I am a 27 y/o male in generally good health (I hope). However, a few years ago (about 3) I took high dose iron supplements for a few months. At the time I was ignorant about iron toxicity and also abused alcohol. Since then I now avoid any supplemental iron and only consume about 3 alcoholic drinks/month.
My basic concern is if I've damaged my liver. I understand alcohol increases iron absorption and toxicity. I've read the same applies for vitamin a and because I was taking a multivitamin at the time I was abusing alcohol and taking iron that the combination may have caused fibrosis of my liver. I'm not nor have I ever been an alcoholic, but for a period of about 5 years (college and thereafter) I was quite a heavy drinker. In the past few years I've turned my lifestyle around to be quite healthy. However, I'm still concerned the iron and alcohol may have damaged my liver.
I've had the standard LFT's several times--always in normal range, but my bilirubin (direct and indirect) is always right on the border of being abnormally high. My platelet count is normal at about 200 and normal albumin. However my transferrin saturation has ranged from 35-54% on different occassions. I'm aware that even cirrhotic patients may have completely normal LFT's and other labs. I do not have any viral hepatitis.
My ferritin has ranged from 70-85, which I thought was very good/low and that below 1000 liver damage was unlikely. However I found an article on pubmed titled "serum ferritin in iron overload and liver damage: correlation to body iron stores and diagnostic relevance" which basically says serum ferritin is a poor indicator of liver damage/iron stores in patients with iron overload. (I don't want a hemochromatosis genetic analysis due to the possibilit of genetic discrimination).
I have a (second) appointment w/ a hepatologist this week. I know that liver biopsy is a serious thing, but we are going to discuss the possibility as it is the gold standard for assessing hepatic iron stores and fibrosis. Here are my questions:
1. I understand ultrasound/CT/MRI cannot distinguish fatty liver from fibrosis/cirrhosis. Can it tell if my liver is normal?
2. Can I rely on serum ferritin to indicate the liver iron load or would biopsy be more accurate? My transferrin saturation was once high at 54 while ferritin was only 70.
3. If ferritin is an unreliable marker of hepatic iron stores in those with iron overload (per the article I referenced), how does one go about managing phlebotomy is it is indicated?

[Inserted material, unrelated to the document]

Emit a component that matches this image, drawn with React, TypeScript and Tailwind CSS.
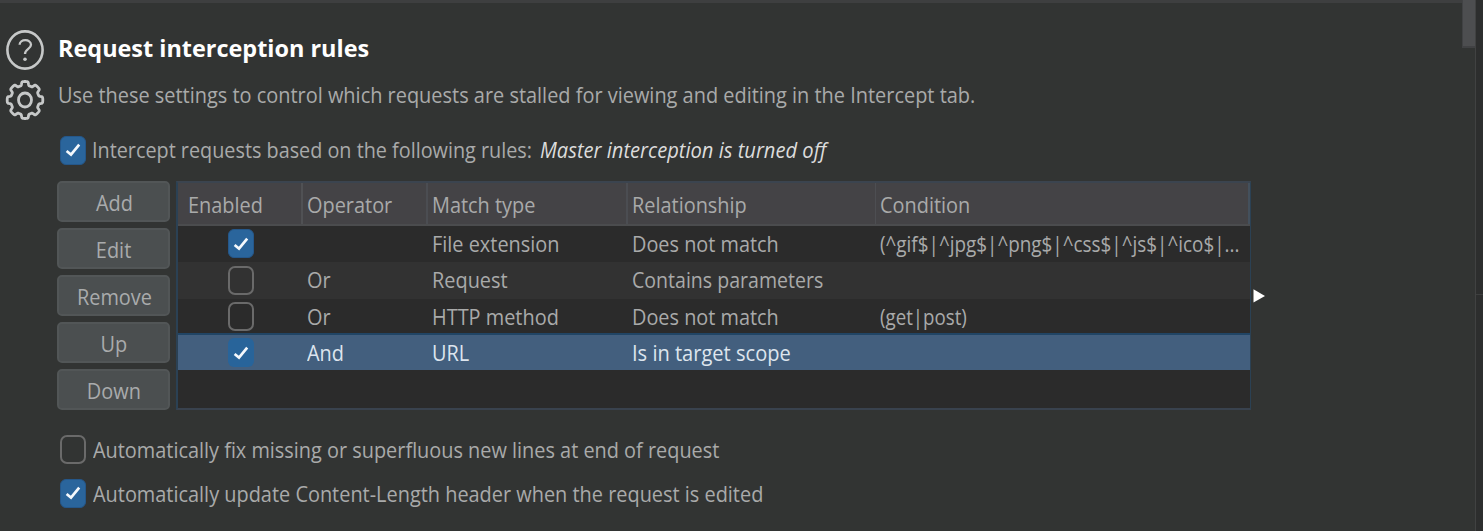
import type { ReactNode } from "react";

function Check({ on, selected = false }: { on: boolean; selected?: boolean }) {
  if (!on) {
    return <span className="block h-[29px] w-[26px] shrink-0 rounded-[7px] border-2 border-[#6a6a6a]" />;
  }
  return (
    <span
      className={
        selected
          ? "flex h-[29px] w-[26px] shrink-0 items-center justify-center rounded-[6px] bg-[#28649a]"
          : "flex h-[29px] w-[26px] shrink-0 items-center justify-center rounded-[6px] border border-[#25578a] bg-[#2a659c]"
      }
    >
      <svg className="mr-px" width="16" height="16" viewBox="0 0 16 16" fill="none">
        <path d="M1.6 9 L6 12.6 L14.2 2.6" stroke="#f4f8fc" strokeWidth="2.7" />
      </svg>
    </span>
  );
}

function Text({ children, className = "" }: { children: ReactNode; className?: string }) {
  return (
    <span className={`block origin-left whitespace-nowrap ${className || "scale-x-[0.905]"}`}>{children}</span>
  );
}

// Eight rounded teeth: the radius swings between tooth and notch, flattened at both ends.
const gearPath =
  Array.from({ length: 192 }, (_, i) => {
    const a = (i / 192) * Math.PI * 2;
    const r = 16 + 1.8 * Math.tanh(3 * Math.cos(8 * a) + 0.5);
    return `${i === 0 ? "M" : "L"}${(20 + r * Math.cos(a)).toFixed(2)} ${(21 + r * 1.04 * Math.sin(a)).toFixed(2)}`;
  }).join(" ") + " Z";

const buttons = ["Add", "Edit", "Remove", "Up", "Down"];

const headers = [
  { label: "Enabled", cell: "w-[125px] pl-[10px] border-r-2 border-[#505154]" },
  { label: "Operator", cell: "w-[125px] pl-[4px] border-r-2 border-[#4b4d52]" },
  { label: "Match type", cell: "w-[200px] pl-[4px] border-r-2 border-[#4b4d52]" },
  { label: "Relationship", cell: "w-[248px] pl-[4px] border-r border-[#4d4e52]" },
  { label: "Condition", cell: "flex-1 pl-[4px] border-r-2 border-[#44505c]" },
];

const rows = [
  { on: true, op: "", type: "File extension", rel: "Does not match", cond: "(^gif$|^jpg$|^png$|^css$|^js$|^ico$|...", style: "h-[36px] bg-[#2b2b2b] pb-[2px]", box: "pt-px", relScale: "scale-x-[0.903]" },
  { on: false, op: "Or", type: "Request", rel: "Contains parameters", cond: "", style: "h-[37px] bg-[#323232] pb-[3px]", box: "pt-[2px]", relScale: "scale-x-[0.889]" },
  { on: false, op: "Or", type: "HTTP method", rel: "Does not match", cond: "(get|post)", style: "h-[34px] bg-[#2b2b2b] pb-px", box: "pt-[2px]", relScale: "scale-x-[0.903]" },
  { on: true, op: "And", type: "URL", rel: "Is in target scope", cond: "", style: "h-[37px] border-t-2 border-[#214565] bg-[#435f7e] pb-[2px] text-[#dde5ee]", box: "pt-[2px]", relScale: "scale-x-[0.912]" },
];

export default function App() {
  return (
    <div className="flex h-[531px] w-[1483px] overflow-hidden bg-[#323433] font-['Open_Sans','Noto_Sans',sans-serif] text-[22px] leading-[30px] text-[#a9aaaa]">
      <main className="flex w-[1462px] shrink-0 flex-col border-t-[3px] border-[#3e3f40]">
        <div className="flex h-[128px]">
          <div className="flex w-[57px] shrink-0 flex-col pl-[5px] pt-[26px]">
            <svg width="40" height="42" viewBox="0 0 40 42" fill="none" stroke="#c6c8c8">
              <ellipse cx="20" cy="21" rx="17.6" ry="18.6" strokeWidth="2.6" />
              <path d="M14.6 15.8 C14.6 9.8 26 9.6 26 15.8 C26 20 20 19.8 20 25" strokeWidth="2.3" />
              <circle cx="20" cy="30.2" r="1.8" fill="#c6c8c8" stroke="none" />
            </svg>
            <svg className="mt-[8px]" width="40" height="42" viewBox="0 0 40 42" fill="none" stroke="#c6c8c8" strokeWidth="2.8" strokeLinejoin="round">
              <path d={gearPath} />
              <ellipse cx="20" cy="21" rx="6.5" ry="7" />
            </svg>
          </div>
          <div className="flex flex-col pl-[1px] pt-[30px]">
            <h1 className="origin-left scale-x-[0.976] whitespace-nowrap text-[24px] font-bold text-white">Request interception rules</h1>
            <div className="pt-[16px]">
              <Text className="scale-x-[0.906]">
                Use these settings to control which requests are stalled for viewing and editing in the Intercept tab.
              </Text>
            </div>
          </div>
        </div>

        <label className="flex h-[38px] items-center pl-[60px]">
          <Check on />
          <span className="w-[454px] shrink-0 pb-[2px] pl-[6px]">
            <Text className="scale-x-[0.9]">Intercept requests based on the following rules:</Text>
          </span>
          <em className="pb-[2px] text-[#dcdcdc]">
            <Text className="scale-x-[0.915]">Master interception is turned off</Text>
          </em>
        </label>

        <section className="mt-[12px] flex pl-[57px]">
          <div className="flex w-[113px] flex-col gap-[6px]">
            {buttons.map((b) => (
              <button key={b} className="flex h-[41px] items-center justify-center rounded-[5px] border-2 border-[#525657] bg-[#4b4f50] pl-px text-[#a9abac]">
                <span className="scale-x-[0.905]">{b}</span>
              </button>
            ))}
          </div>
          <div className="ml-[6px] flex h-[229px] w-[1075px] flex-col border-b-2 border-l-2 border-r border-t-2 border-b-[#39424e] border-l-[#2b4154] border-r-[#2b4154] border-t-[#3b444f] bg-[#2b2b2b]">
            <div className="flex h-[43px] shrink-0 border-b-2 border-[#4b4c4e] bg-[#444346]">
              {headers.map((h) => (
                <div key={h.label} className={`flex items-center ${h.cell}`}>
                  <Text>{h.label}</Text>
                </div>
              ))}
            </div>
            {rows.map((r, i) => (
              <div key={i} className={`flex shrink-0 items-center ${r.style}`}>
                <div className={`w-[129px] pl-[50px] ${r.box}`}>
                  <Check on={r.on} selected={i === 3} />
                </div>
                <div className="w-[125px]"><Text>{r.op}</Text></div>
                <div className="w-[200px]"><Text>{r.type}</Text></div>
                <div className="w-[248px]"><Text className={r.relScale}>{r.rel}</Text></div>
                <div className="w-[360px]"><Text className={i === 0 ? "scale-x-[0.858]" : "scale-x-[0.85]"}>{r.cond}</Text></div>
              </div>
            ))}
          </div>
          <svg className="ml-[2px] mt-[107px]" width="13" height="16" viewBox="0 0 13 16">
            <path d="M0.5 1.2 L12 8 L0.5 14.6 Z" fill="#fff" />
          </svg>
        </section>

        <div className="flex flex-col gap-[6px] pl-[60px] pt-[20px]">
          <label className="flex h-[38px] items-center gap-[7px]">
            <Check on={false} />
            <Text className="scale-x-[0.904]">Automatically fix missing or superfluous new lines at end of request</Text>
          </label>
          <label className="flex h-[38px] items-center gap-[7px]">
            <Check on />
            <Text className="scale-x-[0.905]">Automatically update Content-Length header when the request is edited</Text>
          </label>
        </div>
      </main>
      <div className="w-[13px] shrink-0">
        <div className="h-[48px] border-b-2 border-l border-[#414244] bg-[#4d4e50]" />
      </div>
      <div className="flex flex-1 flex-col border-l border-[#414242] bg-[#2d2e2e]">
        <div className="h-[295px] border-b border-[#3e3f3f]" />
      </div>
    </div>
  );
}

Basically I'd like to know what the best course of action is in terms of diagnosis and treatment if necessary. Should I have a biopsy to check for fibrosis/ iron overload? It is important for my piece of mind to know if there is a problem or not. If there is overload can I rely on ferritin to guide phlebotomy? Any other advice you can give would be much appreciated. Thanks for your time and help.
To answer your questions:
1) An ultrasound would be the most reasonable initial test. It can suggest cirrhosis. However, the only way to be sure would be via a liver biopsy.
2) The biopsy will be more accurate. However, with the ferritin at your level, hemochromatosis is less likely.

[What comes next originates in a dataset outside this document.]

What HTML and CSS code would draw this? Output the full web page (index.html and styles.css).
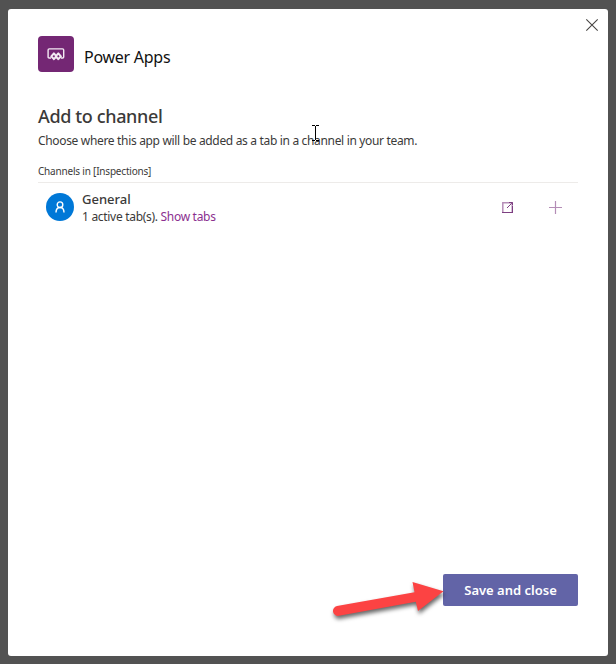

3) You are correct in that ferritin is an unreliable marker of iron stores. Despite that, that level, as well as the transferrin saturation, are the principal ways currently used to measure response to phlebotomy.
If the studies for iron stores are non-revealing, biopsy and genetic testing can be considered if hemochromatosis is still in question.
Followup with your personal physician is essential.
This answer is not intended as and does not substitute for medical advice - the information presented is for patient education only. Please see your personal physician for further evaluation of your individual case.
OK, I know I've already posted about a million questions on my thread, but am curious if fibrosure might be an alternative to biopsy even though I don't have HCV? My understanding is it is good at distinguishing none/mild fibrosis from severe/cirrhosis but is rather gray inbetween.